Environmentalists and engineers said Thursday it was time for the country to begin separating its organic rubbish, such as food, from the rest of the materials, as the first step for sustainable waste management.
“You should obligate the municipalities to give you just the organic waste,” said Paul Abi Rashid, the head of a coalition of Lebanese environmentalists. “Then you continue to sort in Amrousieh, and then you take all the organics to the Bekaa and convert them to fertilizer.”
Amrousieh is one of Mount Lebanon’s two waste treatment plants. The other is in Karantina. Both used to be operated by Sukleen, the region’s previous waste contractor.
Chehayeb announced Wednesday that the company’s contracts to operate the plants, both owned by the state, would not be renewed.
“We were paying $50 million for a wasteful operation,” he said to The Daily Star, adding that the facilities were only able to compost 3 percent of the trash they processed, under the Sukleen’s management.

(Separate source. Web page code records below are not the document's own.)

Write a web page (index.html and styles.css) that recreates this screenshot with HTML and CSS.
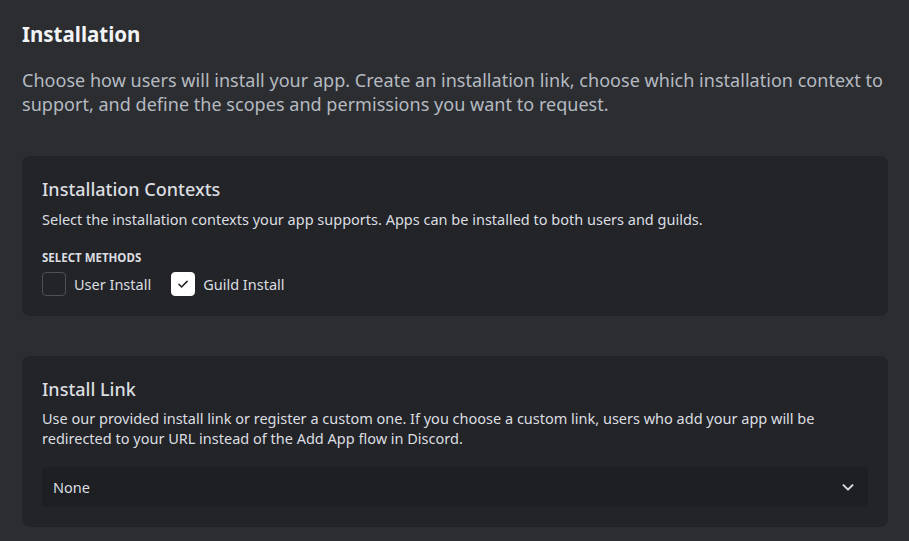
FILE: index.html
```html
<!DOCTYPE html>
<html>
<head>
<meta charset="utf-8">
<link rel="stylesheet" href="styles.css">
</head>
<body>
<main class="page">
  <h1 class="title">Installation</h1>
  <p class="lead">Choose how users will install your app. Create an installation link, choose which installation context to support, and define the scopes and permissions you want to request.</p>

  <section class="card">
    <h2 class="card-title">Installation Contexts</h2>
    <p class="card-desc">Select the installation contexts your app supports. Apps can be installed to both users and guilds.</p>
    <div class="label">SELECT METHODS</div>
    <div class="checks">
      <label class="check">
        <span class="box"></span>
        <span class="check-text">User Install</span>
      </label>
      <label class="check">
        <span class="box box-on">
          <svg width="14" height="14" viewBox="0 0 24 24"><path d="M5 12.5l4.5 4.5L19 7.5" fill="none" stroke="#1e1f22" stroke-width="2.6" stroke-linecap="round" stroke-linejoin="round"/></svg>
        </span>
        <span class="check-text">Guild Install</span>
      </label>
    </div>
  </section>

  <section class="card card-link">
    <h2 class="card-title">Install Link</h2>
    <p class="card-desc">Use our provided install link or register a custom one. If you choose a custom link, users who add your app will be redirected to your URL instead of the Add App flow in Discord.</p>
    <div class="select">
      <span class="select-value">None</span>
      <svg class="chev" width="18" height="18" viewBox="0 0 24 24"><path d="M6 9.5l6 6 6-6" fill="none" stroke="#dbdee1" stroke-width="2.6" stroke-linecap="round" stroke-linejoin="round"/></svg>
    </div>
  </section>
</main>
</body>
</html>
```
FILE: styles.css
```css
* { box-sizing: border-box; }
html, body { margin: 0; padding: 0; }
body {
  background: #2b2d31;
  font-family: "Noto Sans", "Open Sans", sans-serif;
  color: #dbdee1;
  height: 541px;
  overflow: hidden;
}
.page {
  padding: 20px 21px 0 22px;
}
.title {
  margin: 0;
  font-size: 20.5px;
  font-weight: 700;
  color: #f2f3f5;
  line-height: 28px;
}
.lead {
  margin: 20px 0 0;
  font-size: 18px;
  line-height: 24px;
  color: #b5bac1;
  letter-spacing: 0.03px;
}
.card {
  background: #232428;
  border-radius: 8px;
  padding: 22px 20px 20px;
  margin-top: 40px;
}
.card-link { margin-top: 40px; padding-bottom: 20px; }
.card-title {
  margin: 0;
  font-size: 18px;
  font-weight: 500;
  line-height: 22px;
  color: #dbdee1;
}
.card-desc {
  margin: 9px 0 0;
  font-size: 14.5px;
  line-height: 20px;
  color: #dbdee1;
}
.card-link .card-desc { margin-top: 8px; }
.label {
  margin-top: 22px;
  font-size: 11.5px;
  font-weight: 700;
  line-height: 14px;
  color: #dbdee1;
}
.checks {
  display: flex;
  gap: 20px;
  margin-top: 7px;
}
.check {
  display: flex;
  align-items: center;
  gap: 8px;
}
.box {
  width: 24px;
  height: 24px;
  border: 1px solid #4e5058;
  border-radius: 4px;
  display: flex;
  align-items: center;
  justify-content: center;
}
.box-on {
  background: #ffffff;
  border-color: #ffffff;
}
.check-text {
  font-size: 14.5px;
  line-height: 20px;
  color: #dbdee1;
}
.select {
  margin-top: 19px;
  height: 40px;
  background: #1e1f22;
  border-radius: 4px;
  display: flex;
  align-items: center;
  justify-content: space-between;
  padding: 0 11px;
}
.select-value {
  font-size: 14.5px;
  color: #dbdee1;
}
.chev { display: block; }
```
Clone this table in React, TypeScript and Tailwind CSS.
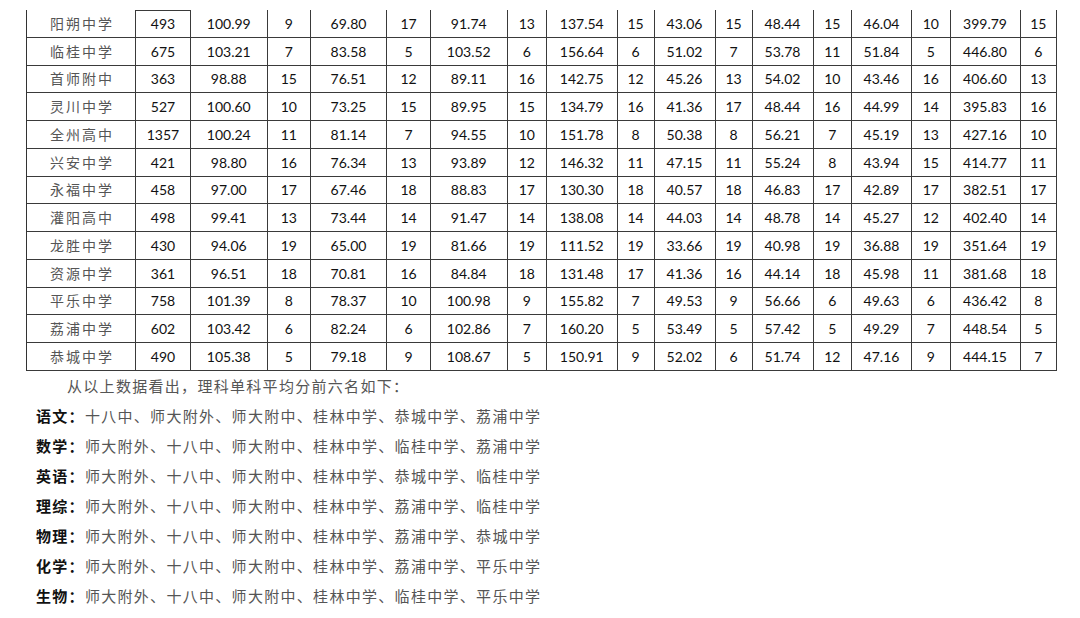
import React from "react";

const widths = [109, 55, 76.5, 43.5, 76, 44, 76.5, 39.5, 70.5, 37, 61, 37, 61, 38.5, 60, 38.5, 70, 36.5];

const rows: string[][] = [
  ["阳朔中学", "493", "100.99", "9", "69.80", "17", "91.74", "13", "137.54", "15", "43.06", "15", "48.44", "15", "46.04", "10", "399.79", "15"],
  ["临桂中学", "675", "103.21", "7", "83.58", "5", "103.52", "6", "156.64", "6", "51.02", "7", "53.78", "11", "51.84", "5", "446.80", "6"],
  ["首师附中", "363", "98.88", "15", "76.51", "12", "89.11", "16", "142.75", "12", "45.26", "13", "54.02", "10", "43.46", "16", "406.60", "13"],
  ["灵川中学", "527", "100.60", "10", "73.25", "15", "89.95", "15", "134.79", "16", "41.36", "17", "48.44", "16", "44.99", "14", "395.83", "16"],
  ["全州高中", "1357", "100.24", "11", "81.14", "7", "94.55", "10", "151.78", "8", "50.38", "8", "56.21", "7", "45.19", "13", "427.16", "10"],
  ["兴安中学", "421", "98.80", "16", "76.34", "13", "93.89", "12", "146.32", "11", "47.15", "11", "55.24", "8", "43.94", "15", "414.77", "11"],
  ["永福中学", "458", "97.00", "17", "67.46", "18", "88.83", "17", "130.30", "18", "40.57", "18", "46.83", "17", "42.89", "17", "382.51", "17"],
  ["灌阳高中", "498", "99.41", "13", "73.44", "14", "91.47", "14", "138.08", "14", "44.03", "14", "48.78", "14", "45.27", "12", "402.40", "14"],
  ["龙胜中学", "430", "94.06", "19", "65.00", "19", "81.66", "19", "111.52", "19", "33.66", "19", "40.98", "19", "36.88", "19", "351.64", "19"],
  ["资源中学", "361", "96.51", "18", "70.81", "16", "84.84", "18", "131.48", "17", "41.36", "16", "44.14", "18", "45.98", "11", "381.68", "18"],
  ["平乐中学", "758", "101.39", "8", "78.37", "10", "100.98", "9", "155.82", "7", "49.53", "9", "56.66", "6", "49.63", "6", "436.42", "8"],
  ["荔浦中学", "602", "103.42", "6", "82.24", "6", "102.86", "7", "160.20", "5", "53.49", "5", "57.42", "5", "49.29", "7", "448.54", "5"],
  ["恭城中学", "490", "105.38", "5", "79.18", "9", "108.67", "5", "150.91", "9", "52.02", "6", "51.74", "12", "47.16", "9", "444.15", "7"],
];

const lines: [string, string][] = [
  ["语文", "十八中、师大附外、师大附中、桂林中学、恭城中学、荔浦中学"],
  ["数学", "师大附外、十八中、师大附中、桂林中学、临桂中学、荔浦中学"],
  ["英语", "师大附外、十八中、师大附中、桂林中学、恭城中学、临桂中学"],
  ["理综", "师大附外、十八中、师大附中、桂林中学、荔浦中学、临桂中学"],
  ["物理", "师大附外、十八中、师大附中、桂林中学、荔浦中学、恭城中学"],
  ["化学", "师大附外、十八中、师大附中、桂林中学、荔浦中学、平乐中学"],
  ["生物", "师大附外、十八中、师大附中、桂林中学、临桂中学、平乐中学"],
];

const cjk = "font-['Noto_Sans_CJK_SC',sans-serif]";

export default function App() {
  return (
    <div className="w-[1080px] h-[618px] bg-white overflow-hidden pt-[10px]">
      <div className="ml-[26px] w-[1031px] border-l border-[#333]">
        {rows.map((r, ri) => (
          <div key={ri} className="flex h-[27.75px]">
            {r.map((c, ci) => (
              <div
                key={ci}
                style={{ width: widths[ci] }}
                className={
                  "shrink-0 flex items-center justify-center border-r border-b border-[#3a3a3a] " +
                  (ri === 0 && ci === 1 ? "border-t " : "") +
                  (ci === 0
                    ? `${cjk} text-[14px] tracking-[2px] pl-[2px] text-[#555]`
                    : "font-['Lato',sans-serif] text-[14px] text-[#111]")
                }
              >
                {c}
              </div>
            ))}
          </div>
        ))}
      </div>
      <div className={`${cjk} text-[15px] leading-[30px] tracking-[1.3px] text-[#555] pl-[36px]`}>
        <p className="indent-[31px]">从以上数据看出，理科单科平均分前六名如下：</p>
        {lines.map(([label, text]) => (
          <p key={label}>
            <span className="font-bold text-[#111]">{label}：</span>
            {text}
          </p>
        ))}
      </div>
    </div>
  );
}
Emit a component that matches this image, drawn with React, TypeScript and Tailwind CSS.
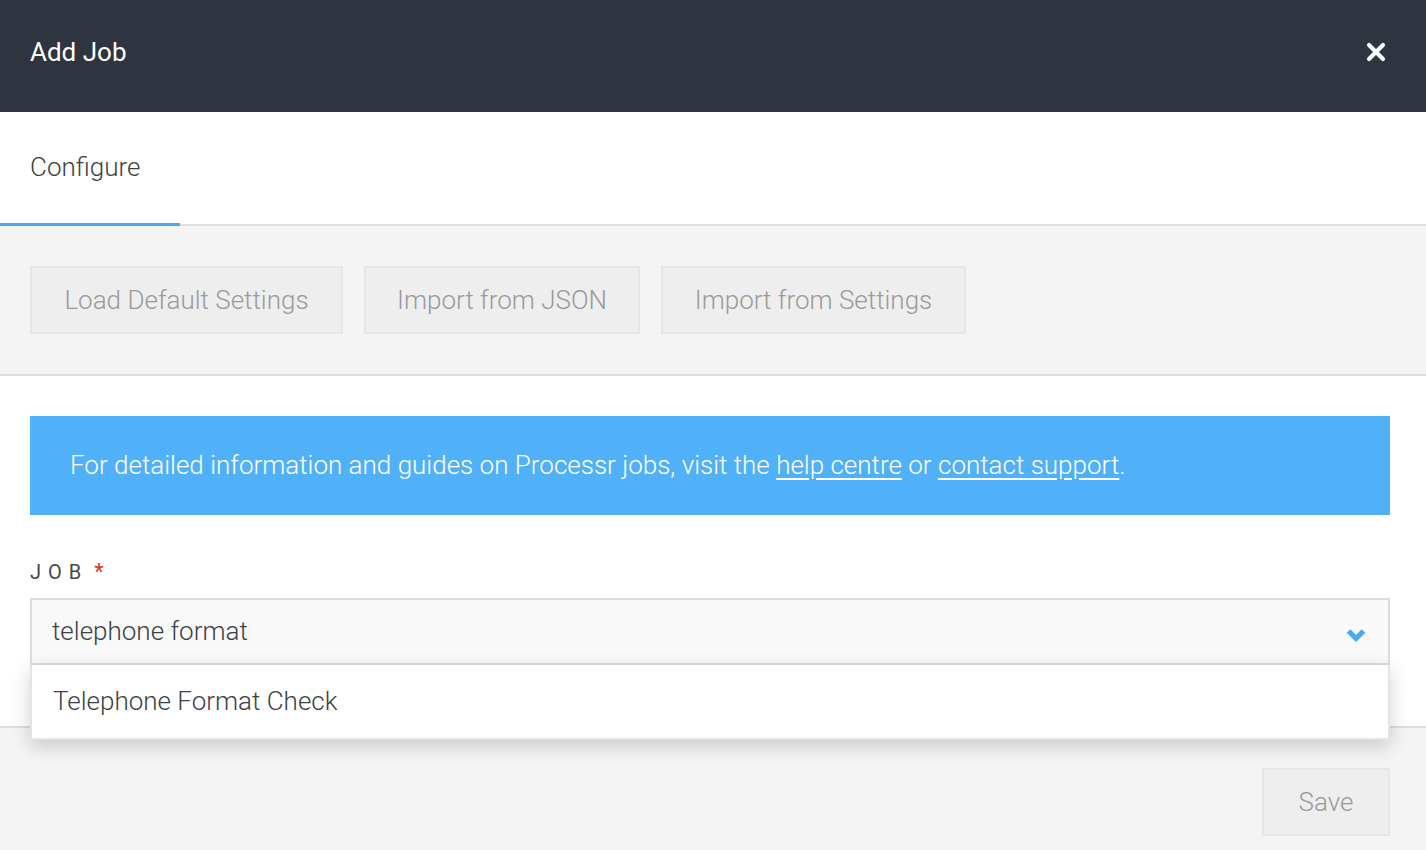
import { X } from "lucide-react";

const font = { fontFamily: "Roboto, 'Liberation Sans', sans-serif" };

function GhostButton({ label, className = "" }: { label: string; className?: string }) {
  return (
    <button
      type="button"
      className={`h-[68px] px-0 whitespace-nowrap bg-[#eeeeee] border-2 border-[#e6e6e6] text-[26px] font-light text-[#9a9a9a] cursor-default ${className}`}
    >
      {label}
    </button>
  );
}

export default function App() {
  return (
    <div className="w-[1426px] h-[850px] overflow-hidden bg-white flex flex-col" style={font}>
      {/* header */}
      <div className="h-[112px] shrink-0 bg-[#2e3440] flex items-center justify-between pl-[30px] pr-[36px] pb-[8px]">
        <h1 className="text-[26px] text-white font-normal">Add Job</h1>
        <X className="w-[28px] h-[28px] text-white" strokeWidth={3.5} />
      </div>

      {/* tabs */}
      <div className="h-[114px] shrink-0 flex border-b-2 border-[#e0e0e0]">
        <div className="w-[180px] flex items-center pl-[30px] border-b-[3px] border-[#4aa9f0] -mb-[2px]">
          <span className="text-[26px] font-light text-[#3c3f45]">Configure</span>
        </div>
      </div>

      {/* presets */}
      <div className="h-[150px] shrink-0 bg-[#f4f4f4] border-b-2 border-[#dedede] flex items-start gap-[21px] pl-[30px] pt-[40px]">
        <GhostButton label="Load Default Settings" className="w-[313px]" />
        <GhostButton label="Import from JSON" className="w-[276px]" />
        <GhostButton label="Import from Settings" className="w-[305px]" />
      </div>

      {/* body */}
      <div className="relative flex-1 flex flex-col">
        <div className="pl-[30px] pr-[36px] pt-[40px]">
          <div className="h-[99px] bg-[#51b1f8] flex items-center pl-[40px] text-[26px] font-light text-white">
            <p>
              For detailed information and guides on Processr jobs, visit the{" "}
              <a className="underline underline-offset-4">help centre</a> or{" "}
              <a className="underline underline-offset-4">contact support</a>.
            </p>
          </div>

          <div className="mt-[40px] flex items-center gap-[6px] text-[20px] text-[#45484e] tracking-[0.35em]">
            <span>JOB</span>
            <span className="text-[#e8332c] text-[22px]">*</span>
          </div>

          <div className="relative mt-[10px]">
            <div className="h-[67px] bg-[#f9f9f9] border-2 border-[#dddddd] flex items-center justify-between pl-[20px] pr-[22px]">
              <span className="text-[26px] font-light text-[#3c3f45]">telephone format</span>
              <svg viewBox="0 0 20 14" className="w-[20px] h-[14px] mt-[6px] text-[#4aa9f0]">
                <polyline
                  points="2.5,3 10,10.5 17.5,3"
                  fill="none"
                  stroke="currentColor"
                  strokeWidth="5"
                  strokeLinejoin="miter"
                />
              </svg>
            </div>
            <div className="absolute left-0 right-0 top-[67px] z-10 h-[75px] bg-white border-2 border-t-0 border-[#e4e4e4] shadow-[0_6px_18px_rgba(0,0,0,0.18)] flex items-center pl-[21px]">
              <span className="text-[26px] font-light text-[#3c3f45]">Telephone Format Check</span>
            </div>
          </div>
        </div>

        {/* footer */}
        <div className="mt-auto h-[124px] bg-[#f4f4f4] border-t-2 border-[#dedede] flex items-start justify-end pr-[36px] pt-[40px]">
          <button
            type="button"
            className="h-[68px] w-[128px] bg-[#eeeeee] border-2 border-[#e6e6e6] text-[26px] font-light text-[#9a9a9a] cursor-default"
          >
            Save
          </button>
        </div>
      </div>
    </div>
  );
}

Lebanon has the potential to compost over half of its trash, according to engineers.
Ziad Abichaker, the head of the Cedar Environmental engineering firm, said a plan similar to Abi Rashid’s could take three to six months to implement, including the time to construct five material recovery facilities, to improve the sorting process.
Chehayeb pushed back at civil society concerns, saying the Cabinet plan embraced sorting.
“We said at the very beginning, this plan requires sorting at the source,” he said. “We incorporated the suggestions of the environmentalists.”
He added that trash could be sorted at the sites of the dumps-turned-landfills, for the first 18 months, until sorting at homes, business and restaurants was adopted more widely.
According to Abichaker, there is an alternative to landfilling the rotting trash already on the streets which has been tried in other countries.
“You take all this waste to a storage site, and you fill them into membranes, and you weld the membrane and you keep them in pockets,” he said. “After 12 months, you come back, you break them open, and all the organic material will have dried out. Then it becomes mechanically possible to sort the waste. And it won’t cause any harm.” “It’s a long shot, and it’s a bit costly,” he admitted,“but it is a technical way to do this.”